The Genetics of Social Behavior in Mice: Implications for Autism Spectrum Disorders

Background: Varying in presentation and severity of symptoms, autism spectrum disorders (ASD) are likely influenced by a combination of genetic and environmental factors. Despite decades of research and evidence of a strong genetic component, to date little is known about their etiology. As with Huntington's, schizophrenia and Alzheimer's, mouse models may play a critical role in helping us understand the etiology of ASD and develop more effective therapies. Through careful behavioral analyses most of the core characteristics of ASD (i.e., impairments in social interaction, restlessness and distraction, difficulty with language, repetitive and stereotyped motor behaviors) can be modeled in mice. One of the defining characteristics of ASD, impaired social interaction, can be easily studied in mice. Some inbred strains (e.g., BTBR T+ tf/J (BTBR), A/J, BALB/cBy) display lowered sociability compared to others (e.g., C57BL/6J (B6), FVB/NJ (FVB)) and thus are selected for further genetic analysis.

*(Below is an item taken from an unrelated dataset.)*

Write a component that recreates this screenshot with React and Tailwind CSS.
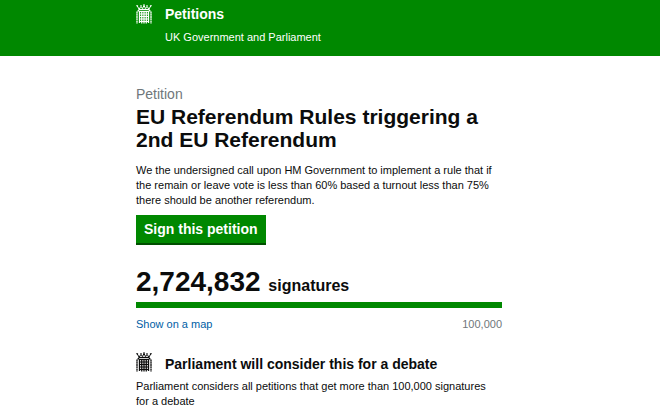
const debate = {
  title: 'Parliament will consider this for a debate',
  text: 'Parliament considers all petitions that get more than 100,000 signatures for a debate',
}

function Portcullis({ className }) {
  return (
    <svg viewBox="0 0 16 20" className={className} fill="none" stroke="currentColor" aria-hidden="true">
      {/* crown */}
      <path d="M1 1.500L3 5L5 2.500L6.500 4.500L8 1.500L9.500 4.500L11 2.500L13 5L15 1.500" strokeWidth="1" />
      <path d="M2.500 5.500h11" strokeWidth="1.400" />
      <path d="M7 1h2M.3 1.800h1.800M13.900 1.800h1.800M4.200 1.800h1.600M10.200 1.800h1.600" strokeWidth="1" />
      {/* gate bars */}
      <path d="M3.500 7v12M5.750 7v12.500M8 7v12.500M10.250 7v12.500M12.500 7v12" strokeWidth="1.300" />
      <path d="M2.800 7.500h10.400M3 10h10M3 12.500h10M3 15h10M3 17.500h10" strokeWidth="1" />
      {/* side chains */}
      <path d="M3 6L1 8v11.500M13 6l2 2v11.500" strokeWidth="1.300" strokeDasharray="2 .3" />
    </svg>
  )
}

function Container({ className = '', children }) {
  return <div className={`mx-auto max-w-[388px] ${className}`}>{children}</div>
}

export default function App() {
  return (
    <div className="bg-white font-['Liberation_Sans',Arial,sans-serif] text-[11px] leading-[15px] text-[#0b0c0c]">
      <header className="bg-[#008800] pt-1 pb-[11px] text-white">
        <Container className="flex gap-[13px]">
          <Portcullis className="h-5 w-4 shrink-0" />
          <div>
            <a href="#petitions" className="block text-[14px] leading-5 font-bold">Petitions</a>
            <p className="mt-[6px]">UK Government and Parliament</p>
          </div>
        </Container>
      </header>

      <main>
        <Container className="pt-7 pr-[22px]">
          <h1 className="text-[21px] leading-[23px] font-bold">
            <span className="mb-px block text-[14px] leading-5 font-normal text-[#6f777b]">Petition</span>
            EU Referendum Rules triggering a 2nd EU Referendum
          </h1>
          <p className="mt-3">
            We the undersigned call upon HM Government to implement a rule that if the remain or
            leave vote is less than 60% based a turnout less than 75% there should be another
            referendum.
          </p>
          <button
            type="button"
            className="mt-[7px] h-[30px] border-b-2 border-[#004f00] bg-[#008800] px-2 text-[14px] font-bold text-white"
          >
            Sign this petition
          </button>

          <section className="mt-[23px]">
            <p className="text-[28px] leading-7 font-bold">
              2,724,832 <span className="text-[16px]">signatures</span>
            </p>
            <div className="mt-[2px] h-[6px] bg-[#008800]" />
            <div className="mt-[9px] flex justify-between">
              <a href="#map" className="text-[#005ea5]">Show on a map</a>
              <span className="text-[#6f777b]">100,000</span>
            </div>
          </section>

          <section className="mt-5 pr-2">
            <h2 className="flex gap-[13px] text-[14px] leading-6 font-bold">
              <Portcullis className="h-5 w-4 shrink-0" />
              {debate.title}
            </h2>
            <p className="mt-[3px]">{debate.text}</p>
          </section>
        </Container>
      </main>
    </div>
  )
}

Objectives: Our laboratory is investigating the role of genetics in impaired social behavior in A/J and BTBR inbred strains. The objective of our current research is to examine the role of genetics in sociability in mice. Ultimately, we want to understand the biology of social behavior and how we can develop appropriate therapeutic interventions for ASD.

Methods: We measured sociability through a social approach assay. In one study we examined social behavior in a set of chromosome substitution strains developed by crossing B6 and A/J. The effects of each chromosome from the A/J strain are studied in isolation, while maintaining the remainder of the genetic background as B6. Although these strains do not reveal individual genes, they do implicate the gene set from specific chromosomes, which can then be studied further by microarray and recombinant analyses. We also examined these strains in anxiety and activity assays (open field, zero maze). This way we can separate genetic regions unique to sociability from those related to activity and/or anxiety. Thus, the degree to which activity and anxiety contribute to social behavior is assayed. In another series of studies, we generated a small F2 population between BTBR and FVB strains and examined sociability and neuroanatomy. This study examines both the genetics of social behavior and related neurobiological markers.

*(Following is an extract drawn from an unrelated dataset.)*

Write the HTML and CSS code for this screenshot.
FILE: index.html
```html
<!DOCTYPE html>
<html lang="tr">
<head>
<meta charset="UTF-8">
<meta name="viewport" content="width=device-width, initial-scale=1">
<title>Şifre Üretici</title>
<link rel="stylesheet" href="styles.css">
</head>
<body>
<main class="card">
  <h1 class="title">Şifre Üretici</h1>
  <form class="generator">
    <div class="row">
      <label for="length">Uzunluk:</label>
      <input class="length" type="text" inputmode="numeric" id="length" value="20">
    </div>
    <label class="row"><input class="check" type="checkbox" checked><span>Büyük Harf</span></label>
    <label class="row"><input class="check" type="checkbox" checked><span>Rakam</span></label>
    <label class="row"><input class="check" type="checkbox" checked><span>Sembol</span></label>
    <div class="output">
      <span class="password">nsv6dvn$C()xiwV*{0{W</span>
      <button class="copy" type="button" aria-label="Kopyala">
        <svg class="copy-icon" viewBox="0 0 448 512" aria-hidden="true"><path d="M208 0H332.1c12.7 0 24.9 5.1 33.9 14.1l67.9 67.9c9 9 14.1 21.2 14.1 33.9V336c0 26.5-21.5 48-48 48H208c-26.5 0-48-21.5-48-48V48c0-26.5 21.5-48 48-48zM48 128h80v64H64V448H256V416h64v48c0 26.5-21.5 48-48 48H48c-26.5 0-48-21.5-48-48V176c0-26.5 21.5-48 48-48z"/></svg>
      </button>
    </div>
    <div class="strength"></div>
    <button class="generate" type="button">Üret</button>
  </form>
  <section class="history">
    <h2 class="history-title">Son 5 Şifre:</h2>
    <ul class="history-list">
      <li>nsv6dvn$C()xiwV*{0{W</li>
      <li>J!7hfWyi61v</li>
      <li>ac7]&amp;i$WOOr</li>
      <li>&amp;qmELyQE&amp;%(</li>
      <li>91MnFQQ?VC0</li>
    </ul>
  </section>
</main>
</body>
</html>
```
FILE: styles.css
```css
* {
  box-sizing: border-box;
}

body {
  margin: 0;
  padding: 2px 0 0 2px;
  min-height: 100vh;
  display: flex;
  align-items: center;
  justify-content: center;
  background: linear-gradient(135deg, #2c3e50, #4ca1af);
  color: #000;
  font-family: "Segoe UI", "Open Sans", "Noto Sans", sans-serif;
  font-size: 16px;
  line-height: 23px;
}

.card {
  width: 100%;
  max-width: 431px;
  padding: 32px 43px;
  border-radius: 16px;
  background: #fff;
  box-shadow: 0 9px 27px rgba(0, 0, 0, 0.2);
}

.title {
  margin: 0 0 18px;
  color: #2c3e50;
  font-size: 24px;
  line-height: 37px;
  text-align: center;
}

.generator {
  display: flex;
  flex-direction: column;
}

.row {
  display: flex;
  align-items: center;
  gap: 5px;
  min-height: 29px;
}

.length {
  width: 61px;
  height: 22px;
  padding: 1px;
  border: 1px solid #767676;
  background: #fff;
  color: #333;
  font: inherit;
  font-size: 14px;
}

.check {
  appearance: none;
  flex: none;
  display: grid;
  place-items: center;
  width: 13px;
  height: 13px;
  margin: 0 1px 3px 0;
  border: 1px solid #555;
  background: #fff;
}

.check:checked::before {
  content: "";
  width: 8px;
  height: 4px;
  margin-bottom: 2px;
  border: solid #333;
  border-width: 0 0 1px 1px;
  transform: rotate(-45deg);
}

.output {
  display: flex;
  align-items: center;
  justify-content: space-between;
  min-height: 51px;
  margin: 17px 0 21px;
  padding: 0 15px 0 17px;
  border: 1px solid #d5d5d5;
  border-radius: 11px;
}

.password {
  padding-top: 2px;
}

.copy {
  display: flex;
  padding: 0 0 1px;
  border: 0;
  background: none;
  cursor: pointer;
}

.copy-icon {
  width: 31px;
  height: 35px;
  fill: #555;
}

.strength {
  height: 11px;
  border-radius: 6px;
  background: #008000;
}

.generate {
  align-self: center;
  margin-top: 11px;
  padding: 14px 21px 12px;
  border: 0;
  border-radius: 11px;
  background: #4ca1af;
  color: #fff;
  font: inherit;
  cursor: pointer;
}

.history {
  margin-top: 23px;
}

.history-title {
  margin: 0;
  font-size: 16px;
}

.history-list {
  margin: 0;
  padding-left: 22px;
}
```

Results: The consomic study indicates that a large number of chromosomes are involved in social behavior in mice. Some of these chromosomes are also involved in activity and anxiety-related behaviors. However, a few chromosomes appear to be uniquely involved in social behavior. The behavioral analyses of the F2 mice illustrate a wider range of sociability in this population than in either of the parental strains, as well as, a small but significant correlation between sociability and corpus callosum size. Additional genetic and neuroanatomical analyses are ongoing.

Conclusions: Inbred strains of mice are an important tool for elucidating the genetics underlying impairments in social interaction. Our studies illustrate that many genetic regions are linked to social behavior in mice. These regions must be studied in more detail to establish specific genes involved in social behavior and ultimately ASD.